> **DATA**
━━━━━━━━

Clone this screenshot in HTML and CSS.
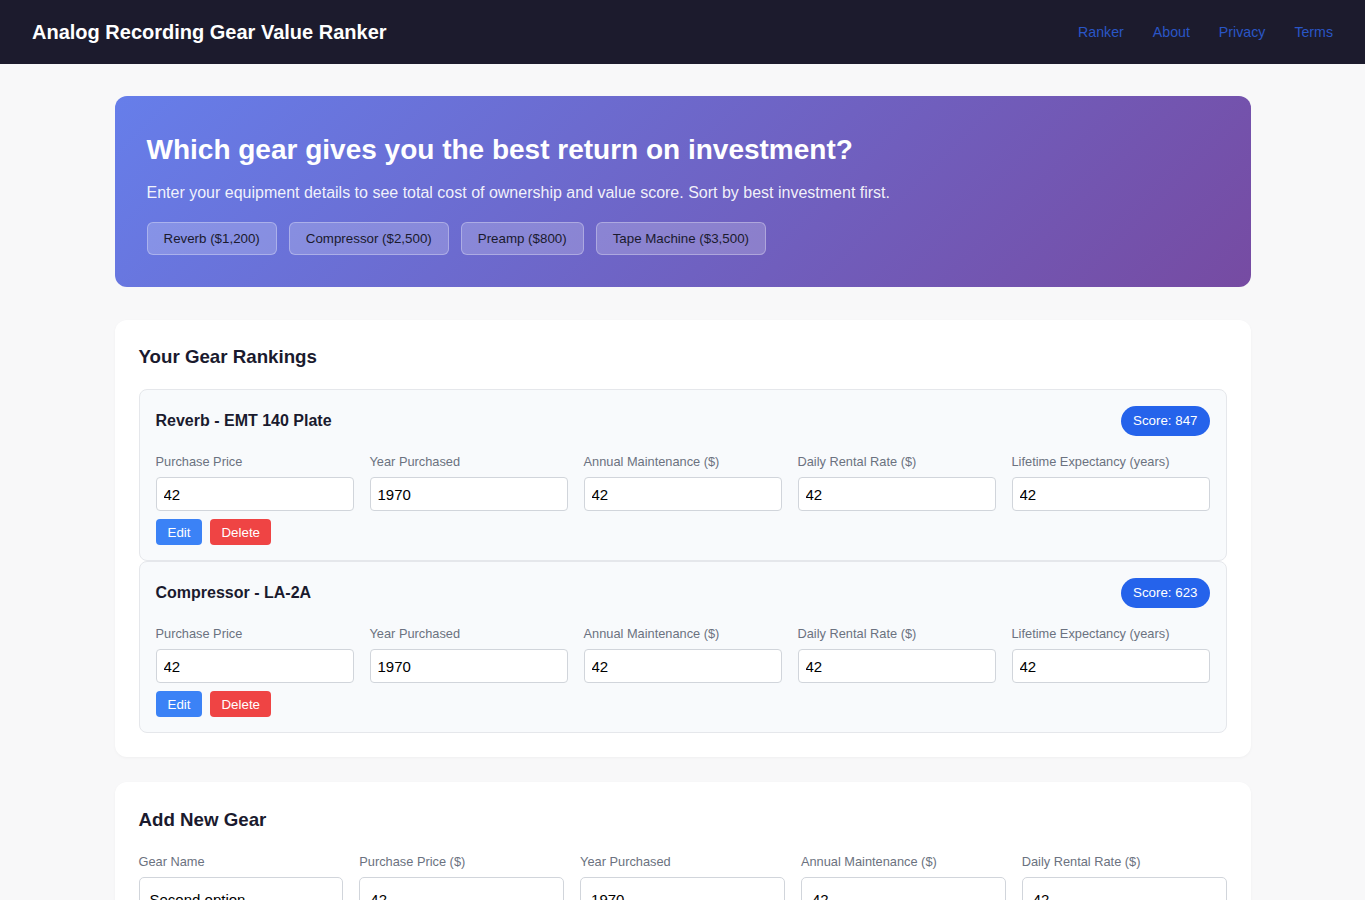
FILE: index.html
```html
<!DOCTYPE html>
<html lang="en">
<head>
    <meta charset="UTF-8">
    <title>Analog Recording Gear Value Ranker</title>
    <link rel="stylesheet" href="styles.css">
</head>
<body>
<header class="topbar">
    <h1 class="brand">Analog Recording Gear Value Ranker</h1>
    <nav class="nav">
        <a href="#">Ranker</a>
        <a href="#">About</a>
        <a href="#">Privacy</a>
        <a href="#">Terms</a>
    </nav>
</header>

<main class="container">
    <!-- hero -->
    <section class="hero">
        <h2>Which gear gives you the best return on investment?</h2>
        <p>Enter your equipment details to see total cost of ownership and value score. Sort by best investment first.</p>
        <div class="presets">
            <button class="preset">Reverb ($1,200)</button>
            <button class="preset">Compressor ($2,500)</button>
            <button class="preset">Preamp ($800)</button>
            <button class="preset">Tape Machine ($3,500)</button>
        </div>
    </section>

    <!-- rankings -->
    <section class="card">
        <h3>Your Gear Rankings</h3>
        <div class="item">
            <div class="item-head">
                <h4>Reverb - EMT 140 Plate</h4>
                <span class="score">Score: 847</span>
            </div>
            <div class="fields">
                <label class="field"><span>Purchase Price</span><input type="text" value="42"></label>
                <label class="field"><span>Year Purchased</span><input type="text" value="1970"></label>
                <label class="field"><span>Annual Maintenance ($)</span><input type="text" value="42"></label>
                <label class="field"><span>Daily Rental Rate ($)</span><input type="text" value="42"></label>
                <label class="field"><span>Lifetime Expectancy (years)</span><input type="text" value="42"></label>
            </div>
            <div class="actions">
                <button class="btn btn-edit">Edit</button>
                <button class="btn btn-delete">Delete</button>
            </div>
        </div>
        <div class="item">
            <div class="item-head">
                <h4>Compressor - LA-2A</h4>
                <span class="score">Score: 623</span>
            </div>
            <div class="fields">
                <label class="field"><span>Purchase Price</span><input type="text" value="42"></label>
                <label class="field"><span>Year Purchased</span><input type="text" value="1970"></label>
                <label class="field"><span>Annual Maintenance ($)</span><input type="text" value="42"></label>
                <label class="field"><span>Daily Rental Rate ($)</span><input type="text" value="42"></label>
                <label class="field"><span>Lifetime Expectancy (years)</span><input type="text" value="42"></label>
            </div>
            <div class="actions">
                <button class="btn btn-edit">Edit</button>
                <button class="btn btn-delete">Delete</button>
            </div>
        </div>
    </section>

    <!-- add form -->
    <section class="card card-add">
        <h3>Add New Gear</h3>
        <div class="fields add">
            <label class="field"><span>Gear Name</span><input type="text" value="Second option"></label>
            <label class="field"><span>Purchase Price ($)</span><input type="text" value="42"></label>
            <label class="field"><span>Year Purchased</span><input type="text" value="1970"></label>
            <label class="field"><span>Annual Maintenance ($)</span><input type="text" value="42"></label>
            <label class="field"><span>Daily Rental Rate ($)</span><input type="text" value="42"></label>
        </div>
    </section>
</main>
</body>
</html>
```

FILE: styles.css
```css
* {
    box-sizing: border-box;
}
body {
    margin: 0;
    background: #f8f8f9;
    font-family: "Liberation Sans", Arial, sans-serif;
    color: #1a1a2e;
}

/* top bar */
.topbar {
    height: 64px;
    background: #1c1b2d;
    display: flex;
    align-items: center;
    justify-content: space-between;
    padding: 0 32px;
}
.brand {
    margin: 0;
    font-size: 20px;
    font-weight: bold;
    color: #fff;
}
.nav {
    display: flex;
    gap: 29px;
    margin-top: -1px;
}
.nav a {
    color: #2a56c6;
    text-decoration: none;
    font-size: 14.2px;
}

.container {
    max-width: 1200px;
    margin: 0 auto;
    padding: 32px 32px;
}

/* hero */
.hero {
    background: linear-gradient(135deg, #667eea 0%, #764ba2 100%);
    border-radius: 12px;
    padding: 32px 32px 32px;
    color: #fff;
    margin-bottom: 33px;
}
.hero h2 {
    margin: 4px 0 0;
    font-size: 28px;
    line-height: 36px;
    font-weight: bold;
}
.hero p {
    margin: 14px 0 18px;
    font-size: 16px;
    line-height: 22px;
    color: rgba(255, 255, 255, 0.92);
}
.presets {
    display: flex;
    gap: 12px;
}
.preset {
    height: 33px;
    padding: 0 16px;
    font-family: inherit;
    font-size: 13.333px;
    color: #1a1a2e;
    background: rgba(255, 255, 255, 0.2);
    border: 1px solid rgba(255, 255, 255, 0.3);
    border-radius: 6px;
}

/* cards */
.card {
    background: #fff;
    border-radius: 12px;
    padding: 24px 24px 24px;
    box-shadow: 0 1px 3px rgba(0, 0, 0, 0.04);
    margin-bottom: 25px;
}
.card h3 {
    margin: 1px 0 20px;
    font-size: 18.72px;
    line-height: 24px;
    font-weight: bold;
}
.card-add h3 {
    margin: 2px 0 21px;
}

.item {
    background: #f8fafc;
    border: 1px solid #e5e7eb;
    border-radius: 8px;
    padding: 16px 16px 15px;
}
.item-head {
    display: flex;
    justify-content: space-between;
    align-items: center;
    margin-bottom: 17px;
}
.item-head h4 {
    margin: 0;
    font-size: 16px;
    font-weight: bold;
}
.score {
    background: #2563eb;
    color: #fff;
    font-size: 13.333px;
    line-height: 18px;
    padding: 6px 12px;
    border-radius: 15px;
}

.fields {
    display: grid;
    grid-template-columns: repeat(5, 1fr);
    gap: 16px;
}
.field {
    display: flex;
    flex-direction: column;
}
.field span {
    font-size: 12.8px;
    line-height: 18px;
    color: #6b7280;
    margin-bottom: 6px;
}
.field input {
    width: 100%;
    height: 34px;
    border: 1px solid #d1d5db;
    border-radius: 4px;
    padding: 0 7px;
    font-family: inherit;
    font-size: 15px;
    color: #000;
    background: #fff;
}
.add .field input {
    height: 44px;
    padding: 0 10px;
    border-radius: 5px;
}

.actions {
    display: flex;
    gap: 8px;
    margin-top: 8px;
}
.btn {
    height: 26px;
    padding: 0 12px;
    border: none;
    border-radius: 4px;
    font-family: inherit;
    font-size: 13.333px;
    color: #fff;
}
.btn-edit {
    background: #3b82f6;
}
.btn-delete {
    background: #ef4444;
    padding: 0 11px;
}
```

━━━━━━━━

> **WHAT IS ASKED**
All of the lines above should be retyped precisely, apart from the pictures.

> **TASK ANSWER**
Clone this screenshot in HTML and CSS.
FILE: index.html
```html
<!DOCTYPE html>
<html lang="en">
<head>
    <meta charset="UTF-8">
    <title>Analog Recording Gear Value Ranker</title>
    <link rel="stylesheet" href="styles.css">
</head>
<body>
<header class="topbar">
    <h1 class="brand">Analog Recording Gear Value Ranker</h1>
    <nav class="nav">
        <a href="#">Ranker</a>
        <a href="#">About</a>
        <a href="#">Privacy</a>
        <a href="#">Terms</a>
    </nav>
</header>

<main class="container">
    <!-- hero -->
    <section class="hero">
        <h2>Which gear gives you the best return on investment?</h2>
        <p>Enter your equipment details to see total cost of ownership and value score. Sort by best investment first.</p>
        <div class="presets">
            <button class="preset">Reverb ($1,200)</button>
            <button class="preset">Compressor ($2,500)</button>
            <button class="preset">Preamp ($800)</button>
            <button class="preset">Tape Machine ($3,500)</button>
        </div>
    </section>

    <!-- rankings -->
    <section class="card">
        <h3>Your Gear Rankings</h3>
        <div class="item">
            <div class="item-head">
                <h4>Reverb - EMT 140 Plate</h4>
                <span class="score">Score: 847</span>
            </div>
            <div class="fields">
                <label class="field"><span>Purchase Price</span><input type="text" value="42"></label>
                <label class="field"><span>Year Purchased</span><input type="text" value="1970"></label>
                <label class="field"><span>Annual Maintenance ($)</span><input type="text" value="42"></label>
                <label class="field"><span>Daily Rental Rate ($)</span><input type="text" value="42"></label>
                <label class="field"><span>Lifetime Expectancy (years)</span><input type="text" value="42"></label>
            </div>
            <div class="actions">
                <button class="btn btn-edit">Edit</button>
                <button class="btn btn-delete">Delete</button>
            </div>
        </div>
        <div class="item">
            <div class="item-head">
                <h4>Compressor - LA-2A</h4>
                <span class="score">Score: 623</span>
            </div>
            <div class="fields">
                <label class="field"><span>Purchase Price</span><input type="text" value="42"></label>
                <label class="field"><span>Year Purchased</span><input type="text" value="1970"></label>
                <label class="field"><span>Annual Maintenance ($)</span><input type="text" value="42"></label>
                <label class="field"><span>Daily Rental Rate ($)</span><input type="text" value="42"></label>
                <label class="field"><span>Lifetime Expectancy (years)</span><input type="text" value="42"></label>
            </div>
            <div class="actions">
                <button class="btn btn-edit">Edit</button>
                <button class="btn btn-delete">Delete</button>
            </div>
        </div>
    </section>

    <!-- add form -->
    <section class="card card-add">
        <h3>Add New Gear</h3>
        <div class="fields add">
            <label class="field"><span>Gear Name</span><input type="text" value="Second option"></label>
            <label class="field"><span>Purchase Price ($)</span><input type="text" value="42"></label>
            <label class="field"><span>Year Purchased</span><input type="text" value="1970"></label>
            <label class="field"><span>Annual Maintenance ($)</span><input type="text" value="42"></label>
            <label class="field"><span>Daily Rental Rate ($)</span><input type="text" value="42"></label>
        </div>
    </section>
</main>
</body>
</html>
```

FILE: styles.css
```css
* {
    box-sizing: border-box;
}
body {
    margin: 0;
    background: #f8f8f9;
    font-family: "Liberation Sans", Arial, sans-serif;
    color: #1a1a2e;
}

/* top bar */
.topbar {
    height: 64px;
    background: #1c1b2d;
    display: flex;
    align-items: center;
    justify-content: space-between;
    padding: 0 32px;
}
.brand {
    margin: 0;
    font-size: 20px;
    font-weight: bold;
    color: #fff;
}
.nav {
    display: flex;
    gap: 29px;
    margin-top: -1px;
}
.nav a {
    color: #2a56c6;
    text-decoration: none;
    font-size: 14.2px;
}

.container {
    max-width: 1200px;
    margin: 0 auto;
    padding: 32px 32px;
}

/* hero */
.hero {
    background: linear-gradient(135deg, #667eea 0%, #764ba2 100%);
    border-radius: 12px;
    padding: 32px 32px 32px;
    color: #fff;
    margin-bottom: 33px;
}
.hero h2 {
    margin: 4px 0 0;
    font-size: 28px;
    line-height: 36px;
    font-weight: bold;
}
.hero p {
    margin: 14px 0 18px;
    font-size: 16px;
    line-height: 22px;
    color: rgba(255, 255, 255, 0.92);
}
.presets {
    display: flex;
    gap: 12px;
}
.preset {
    height: 33px;
    padding: 0 16px;
    font-family: inherit;
    font-size: 13.333px;
    color: #1a1a2e;
    background: rgba(255, 255, 255, 0.2);
    border: 1px solid rgba(255, 255, 255, 0.3);
    border-radius: 6px;
}

/* cards */
.card {
    background: #fff;
    border-radius: 12px;
    padding: 24px 24px 24px;
    box-shadow: 0 1px 3px rgba(0, 0, 0, 0.04);
    margin-bottom: 25px;
}
.card h3 {
    margin: 1px 0 20px;
    font-size: 18.72px;
    line-height: 24px;
    font-weight: bold;
}
.card-add h3 {
    margin: 2px 0 21px;
}

.item {
    background: #f8fafc;
    border: 1px solid #e5e7eb;
    border-radius: 8px;
    padding: 16px 16px 15px;
}
.item-head {
    display: flex;
    justify-content: space-between;
    align-items: center;
    margin-bottom: 17px;
}
.item-head h4 {
    margin: 0;
    font-size: 16px;
    font-weight: bold;
}
.score {
    background: #2563eb;
    color: #fff;
    font-size: 13.333px;
    line-height: 18px;
    padding: 6px 12px;
    border-radius: 15px;
}

.fields {
    display: grid;
    grid-template-columns: repeat(5, 1fr);
    gap: 16px;
}
.field {
    display: flex;
    flex-direction: column;
}
.field span {
    font-size: 12.8px;
    line-height: 18px;
    color: #6b7280;
    margin-bottom: 6px;
}
.field input {
    width: 100%;
    height: 34px;
    border: 1px solid #d1d5db;
    border-radius: 4px;
    padding: 0 7px;
    font-family: inherit;
    font-size: 15px;
    color: #000;
    background: #fff;
}
.add .field input {
    height: 44px;
    padding: 0 10px;
    border-radius: 5px;
}

.actions {
    display: flex;
    gap: 8px;
    margin-top: 8px;
}
.btn {
    height: 26px;
    padding: 0 12px;
    border: none;
    border-radius: 4px;
    font-family: inherit;
    font-size: 13.333px;
    color: #fff;
}
.btn-edit {
    background: #3b82f6;
}
.btn-delete {
    background: #ef4444;
    padding: 0 11px;
}
```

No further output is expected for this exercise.